Aurasa Paenghom, general manager of Bangkok-based firm Raydant International, which built and maintains Thailand’s tsunami early warning system, estimates that it will take several months before the tsunami buoy that went adrift in early June can be redeployed in its old position, 600 nautical miles northwest of Phuket.
Raydant, which runs the system under a contract with the National Disaster Warning Center, said the company has already placed a request with the Ministry of Information and Communication Technology (MICT) for funds to purchase 4,500 meters of replacement cable to moor the buoy to the seabed some 3,000 meters beneath the surface.
Once funding is approved, the special cable must be manufactured abroad and shipped to Thailand. It will take the company three months to produce the cable and another month for shipping, she said.
Ms Aurasa thinks the damage to the buoy suggests that a large vessel tied up to it, causing the cable to snap under the increased force.
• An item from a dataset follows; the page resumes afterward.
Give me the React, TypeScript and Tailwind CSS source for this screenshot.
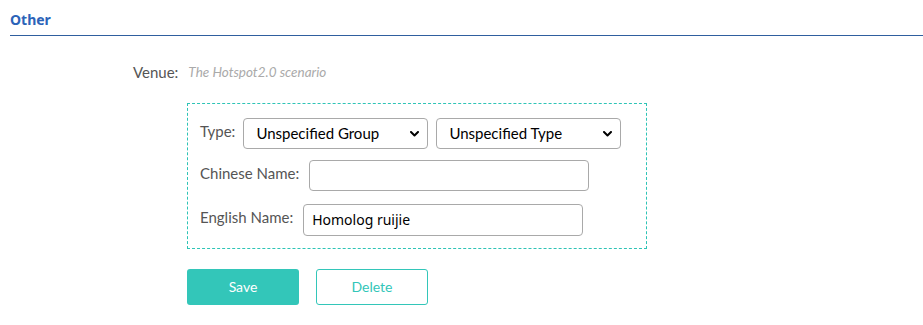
function Chevron() {
  return (
    <svg className="absolute right-[8px] top-[12px]" width="9" height="6" viewBox="0 0 9 6" fill="none">
      <path d="M1 1l3.5 3.5L8 1" stroke="#000" strokeWidth="2" strokeLinecap="round" strokeLinejoin="round" />
    </svg>
  );
}

function Select({ value }: { value: string }) {
  return (
    <div className="relative flex h-[31px] w-[185px] items-center rounded border border-[#a9a9a9] bg-white pl-[12px] text-[15px] text-black">
      <span>{value}</span>
      <Chevron />
    </div>
  );
}

export default function App() {
  return (
    <div className="h-[325px] w-[923px] bg-white font-['Lato','Noto_Sans',sans-serif] text-[15px] text-[#555]">
      <div className="pl-[10px] pt-[10px]">
        <h2 className="font-['Noto_Sans',sans-serif] text-[14px] font-bold leading-[20px] text-[#2b63b8]">Other</h2>
        <div className="mt-[5px] h-px bg-[#2f5f9f]" />
      </div>

      <div className="mt-[25px] flex items-center pl-[133px]">
        <span className="text-[15px] text-[#555]">Venue:</span>
        <span className="ml-[10px] text-[13.5px] italic text-[#aaa]">The Hotspot2.0 scenario</span>
      </div>

      <div className="ml-[187px] mt-[19px] flex h-[146px] w-[460px] flex-col gap-[11px] border border-dashed border-[#2ec4b6] pl-[12px] pt-[14px]">
        <div className="flex items-center gap-[8px]">
          <span className="-mt-[4px]">Type:</span>
          <Select value="Unspecified Group" />
          <Select value="Unspecified Type" />
        </div>
        <div className="flex items-center gap-[10px]">
          <span className="-mt-[4px]">Chinese Name:</span>
          <input className="h-[31px] w-[280px] rounded border border-[#a9a9a9] px-[8px] text-[15px] text-black outline-none" />
        </div>
        <div className="mt-[2px] flex items-center gap-[10px]">
          <span className="-mt-[4px]">English Name:</span>
          <input
            defaultValue="Homolog ruijie"
            className="h-[32px] w-[280px] rounded border border-[#a9a9a9] px-[8px] font-['Noto_Sans',sans-serif] text-[14px] text-black outline-none"
          />
        </div>
      </div>

      <div className="ml-[187px] mt-[20px] flex gap-[17px]">
        <button className="h-[36px] w-[112px] rounded-[3px] bg-[#33c6b9] text-[14px] text-white">Save</button>
        <button className="h-[36px] w-[112px] rounded-[3px] border border-[#33c6b9] bg-white text-[14px] text-[#33c6b9]">
          Delete
        </button>
      </div>
    </div>
  );
}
The buoy itself was not badly damaged, she said.
The mishap reduces to zero the number of functioning tsunami direct detection units off the Thai coast.
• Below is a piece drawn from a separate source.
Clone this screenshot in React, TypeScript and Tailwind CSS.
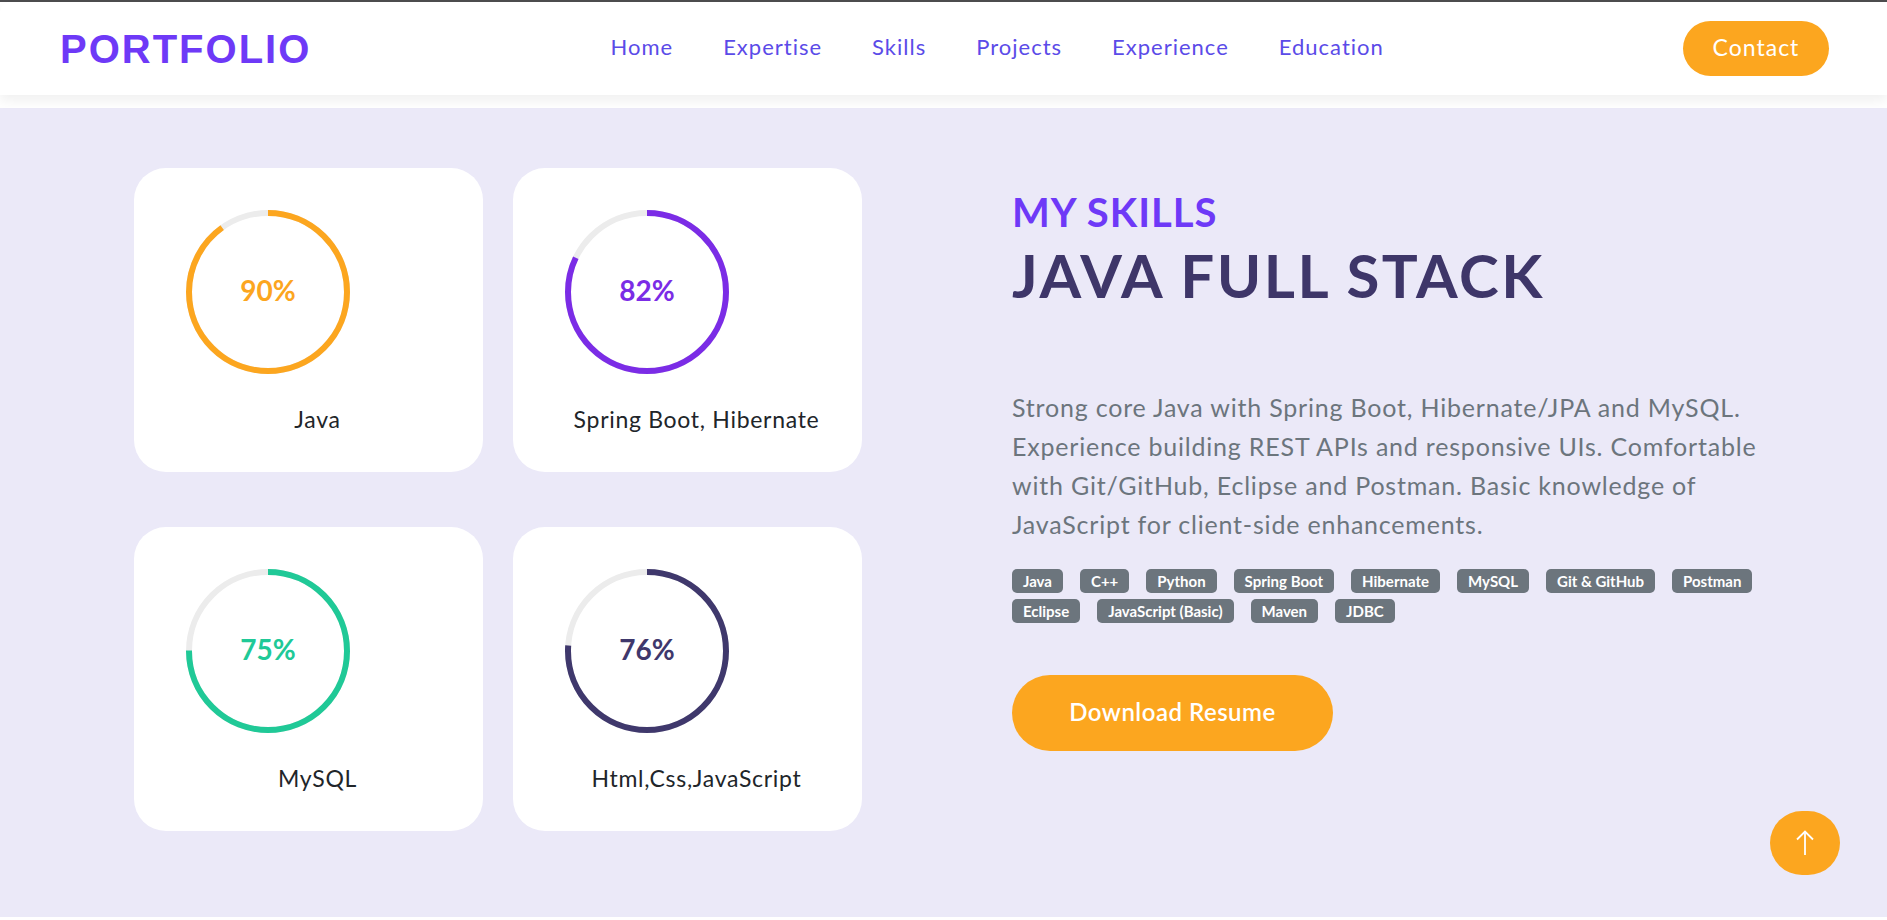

The Indian government has installed a small network off its coast, but it is not part of the US Government’s National Data Buoy Center, which allows anyone to monitor water column and tsunami event data in real time over the Internet.
Three high-tech tsunami direct detection units were donated to Thailand and Indonesia by the US government after the tsunami, but all are now either lost or inoperable due to damage or lack of maintenance.
The original Thai buoy fell silent after going three years without a battery change, even though the unit was designed to require a new battery every year.
It was replaced late last year by a new buoy paid for by the Thai government, just in time for the fifth anniversary of the tsunami.